Master project of A.R. Offringa

Groningen, 2008

The project results are:


Two related subjects are discussed: classifying astronomical data sets using various methods and a new technique to visualise a data set.

The construction of the new visualisation technique, which visualises information produced by the Learning Vector Quantisation method, is discussed and several examples are given. The visualisation technique provides a new way of presenting information within a data set with the concept of prototypes, and is efficient for finding outliers and relations in a data set. Improvements are proposed and additional research is required for conclusions about its use.

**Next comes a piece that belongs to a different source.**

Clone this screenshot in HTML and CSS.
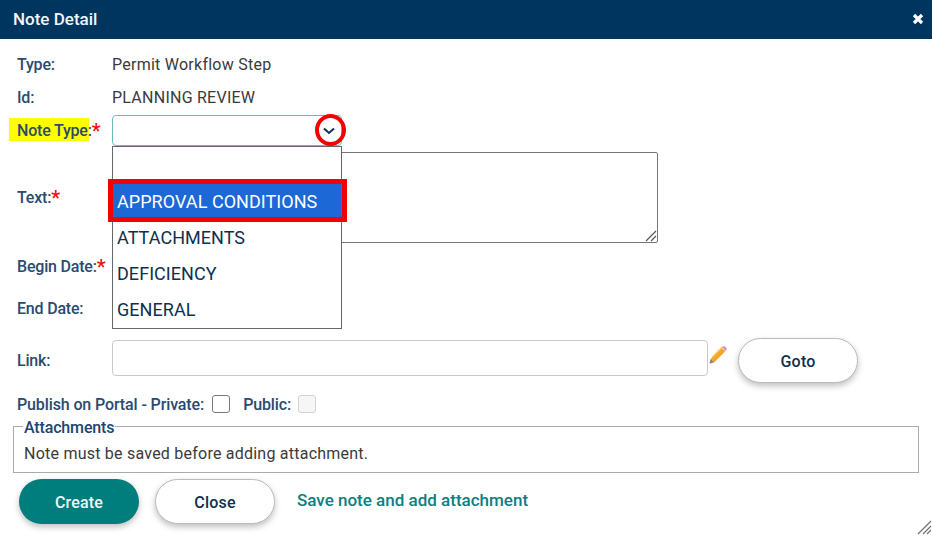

C4.5 decision trees, Learning Vector Quantisation (LVQ) and Self-Organising Maps (SOM) are used as classification methods and their performances and properties are compared. The classification and visualisation methods are used to get a better insight in the astronomical ESO-LV data set consisting of over 15,000 galaxies labelled according to their morphological galaxy type and an unpublished data set of 4,500 galaxies of 2dF-WFI observations of which the morphological types have been determined a priori for 100 galaxies that were easy to classify by hand. LVQ performance is significantly improved by applying simulated annealing on the parameters of LVQ. Also, issues with unbalanced priors in the data set are solved by changes in the LVQ method. When optimised, the LVQ and C4.5 methods have near equal performances. The relevance of features in the data set is considered and compared between the methods. The methods show some remarkable differences.

Some new features were proposed to identify calibration errors in radio frequency interferometry, aimed to find calibration errors that cause artifacts in images produced by the Low Frequency Array (LOFAR) telescope. Features that use shapelet decomposition and variants on the images in the Fourier space were tested for usefulness, but were found to be insufficiently discriminating.